Como um bom individualista,
Proudhon não se importava de não se filiar a qualquer corrente de pensamento. E
no momento em que o nacionalismo atingia seu auge, chegava a flertar com o
perigo. Enquanto, para muitos, o Estado nacional significava liberdade, para
Proudhon o Estado centralizado era sinônimo de fim das liberdades individuais.
Para ele, a sociedade deveria se
organizar em pequenas unidades autônomas – novamente seu condado natal se fazia
presente em suas teses -, sem qualquer instituição acima delas (nem Estado nem
Igreja). Também não via necessidade de existir dinheiro. Acreditava que um
intercâmbio de mercadorias, que envolvesse um número suficientemente grande de pequenos
produtores, poderia substituí-lo. Novamente, somente benefícios advindos do
trabalho seriam aceitos. Em sua teoria, defendia o fim dos direitos de herança,
que evitaria o acúmulo de propriedades. Portanto ninguém estaria em condições
de exercer o poder econômico nem político sobre os outros.
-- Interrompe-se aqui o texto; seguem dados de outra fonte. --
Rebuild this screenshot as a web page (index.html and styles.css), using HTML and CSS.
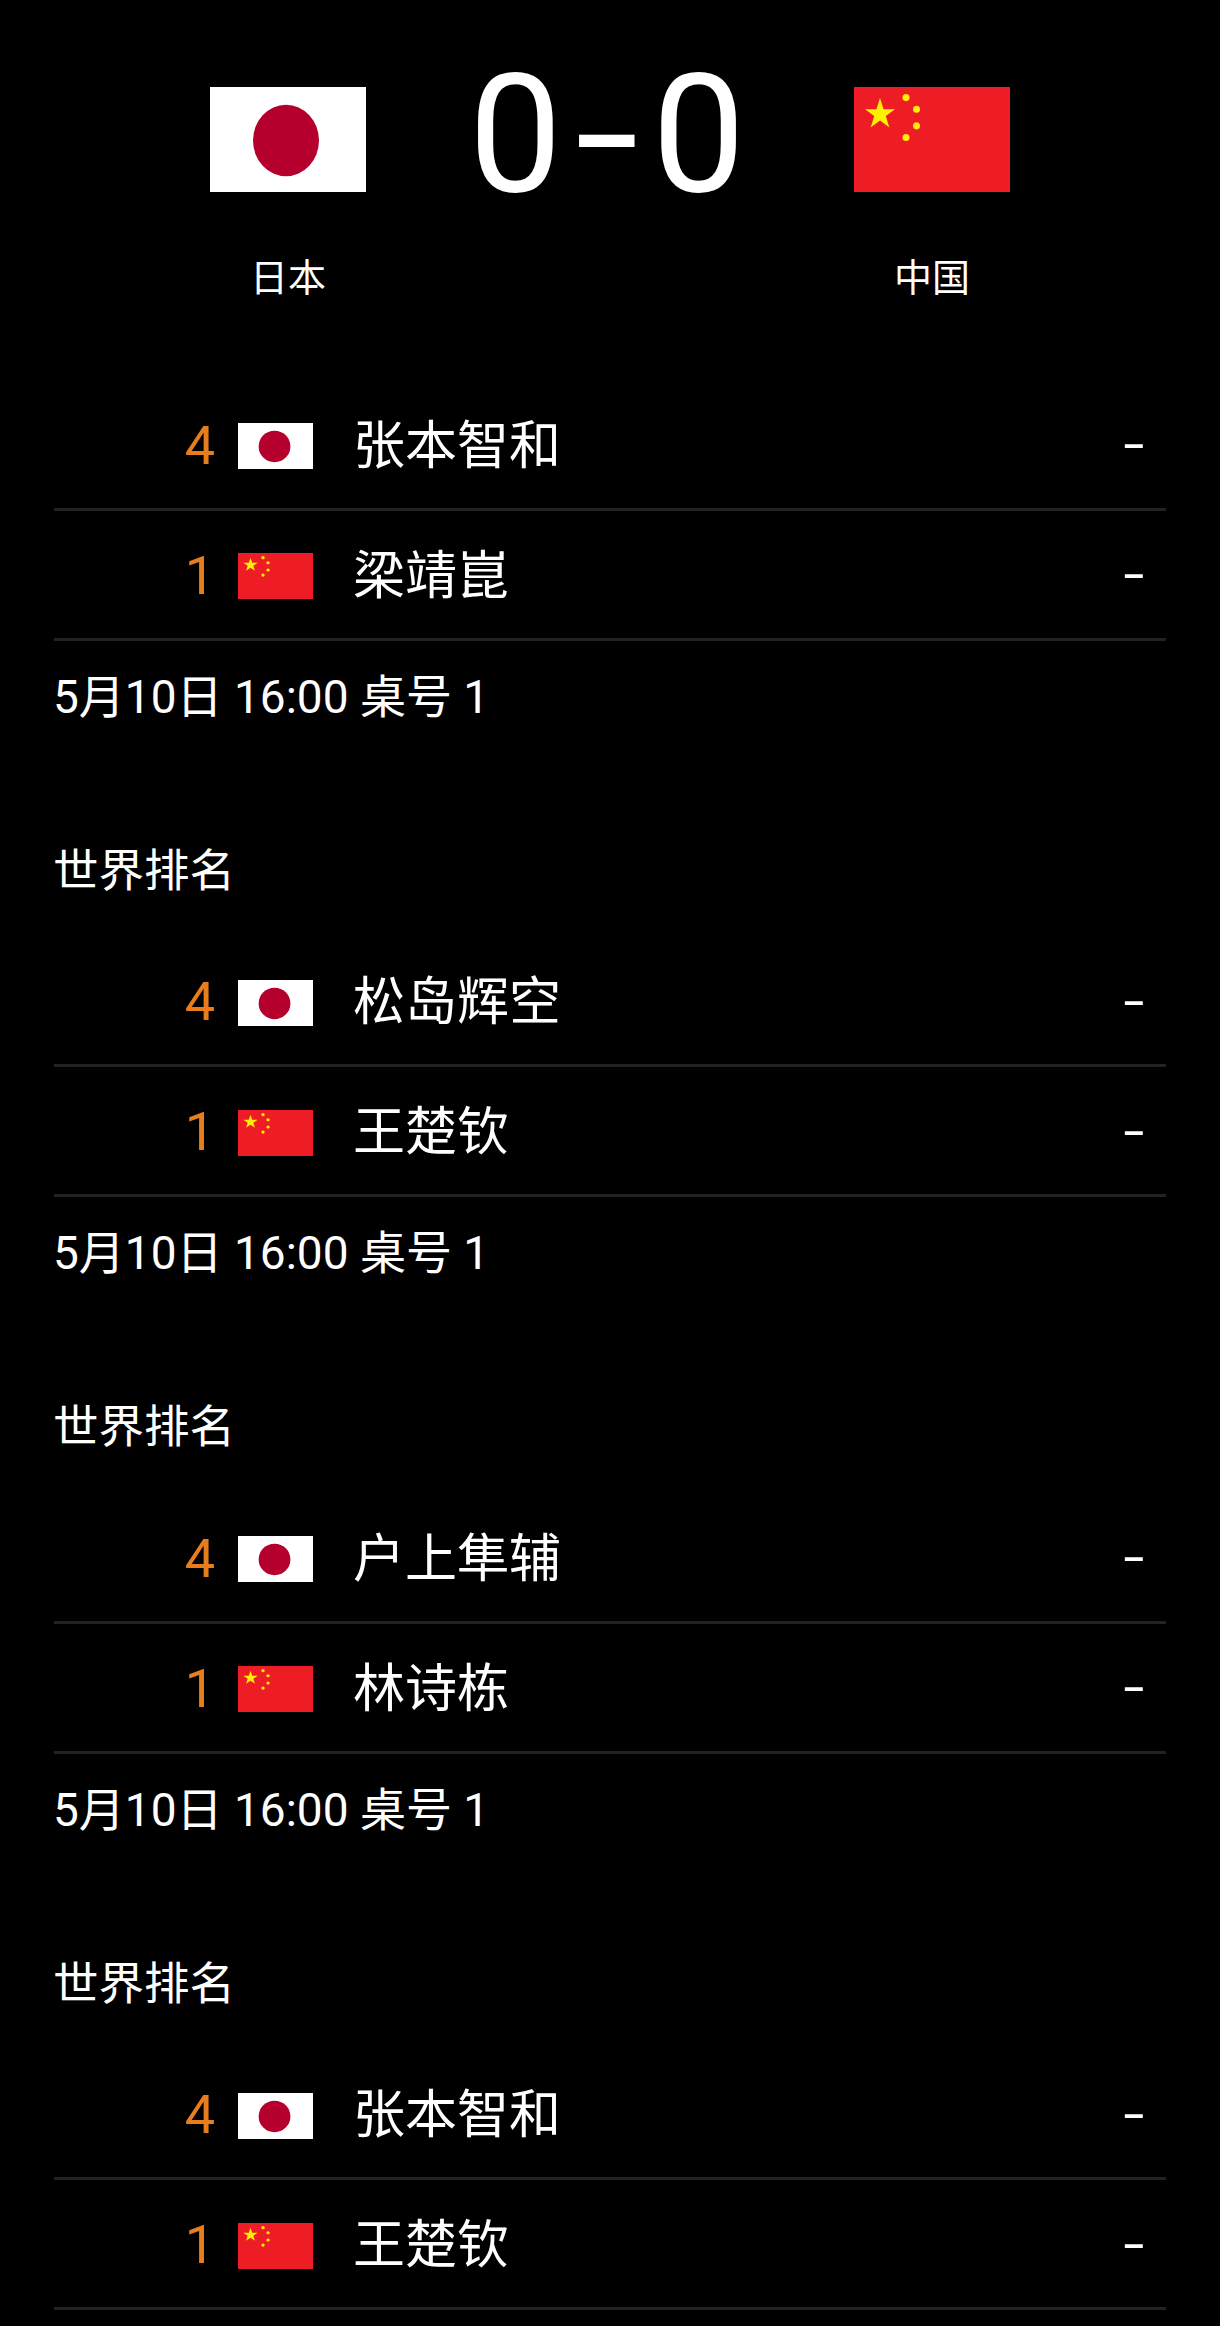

Em 1846, Karl Marx pediu que
Proudhon o ajudasse no movimento comunista. Em carta de resposta, escreveu
Proudhon: “Procuremos juntos, se quiser, as leis da sociedade, as formas como
estas leis se realizam ... Mas, por Deus!, depois de ter derrubado todos os
dogmatismos a priori, não pensemos em doutrinar o povo, por nossa vez ... Lutemos
de forma séria e leal, demos ao mundo o exemplo de uma tolerância sábia e
prudente mas, por estar À cabeça do movimento, não nos tornemos chefes de uma
nova intolerância e não nos apresentemos como apóstolos de uma nova religião,
mesmo que fosse a religião da lógica, a religião da razão ... Não consideremos
nunca que uma questão se esgotou, e quando tivermos utilizado o nosso último
argumento, comecemos de novo, se necessário, com eloqüência e ironia. Com esta
condição, entrarei com prazer na sua associação; senão, não!”
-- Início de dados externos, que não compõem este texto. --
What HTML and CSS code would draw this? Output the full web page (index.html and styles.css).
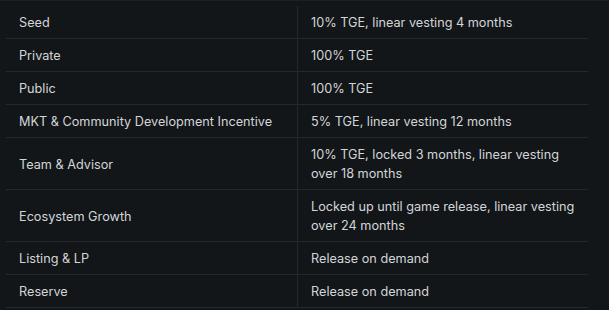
FILE: index.html
```html
<!DOCTYPE html>
<html>
<head>
<meta charset="utf-8">
<link rel="stylesheet" href="styles.css">
</head>
<body>
<div class="wrap">
  <table class="vest">
    <tbody>
      <tr><td class="k">Seed</td><td class="v">10% TGE, linear vesting 4 months</td></tr>
      <tr><td class="k">Private</td><td class="v">100% TGE</td></tr>
      <tr><td class="k">Public</td><td class="v">100% TGE</td></tr>
      <tr><td class="k">MKT &amp; Community Development Incentive</td><td class="v">5% TGE, linear vesting 12 months</td></tr>
      <tr><td class="k">Team &amp; Advisor</td><td class="v">10% TGE, locked 3 months, linear vesting over 18 months</td></tr>
      <tr><td class="k">Ecosystem Growth</td><td class="v">Locked up until game release, linear vesting over 24 months</td></tr>
      <tr><td class="k">Listing &amp; LP</td><td class="v">Release on demand</td></tr>
      <tr><td class="k">Reserve</td><td class="v">Release on demand</td></tr>
    </tbody>
  </table>
</div>
</body>
</html>
```
FILE: styles.css
```css
html, body {
  margin: 0;
  padding: 0;
  background: #131619;
}
body {
  border-top: 1px solid #1c1f23;
}
.wrap {
  padding: 5px 0 0 6px;
}
.vest {
  width: 582px;
  border-collapse: collapse;
  font-family: Inter, "Noto Sans", sans-serif;
  font-size: 12.7px;
  line-height: 19px;
  color: #d2d5d8;
}
.vest td {
  padding: 7px 13px 6px 13px;
  border-bottom: 1px solid #25292e;
  vertical-align: middle;
}
.vest td.k {
  width: 265px;
  border-right: 1px solid #25292e;
}
.vest td.v {
  padding-right: 10px;
}
```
Após esta carta, Marx apelidou-o
de ideólogo pequeno-burguês.
Em suma, o anarquista Proudhon
não queria o embate de classes previsto por Marx; mas desejava a supressão das
diferenças de classe, por meio de uma forma de sociedade em que cada um pudesse
desenvolver sua capacidade individual, livre de qualquer tutela.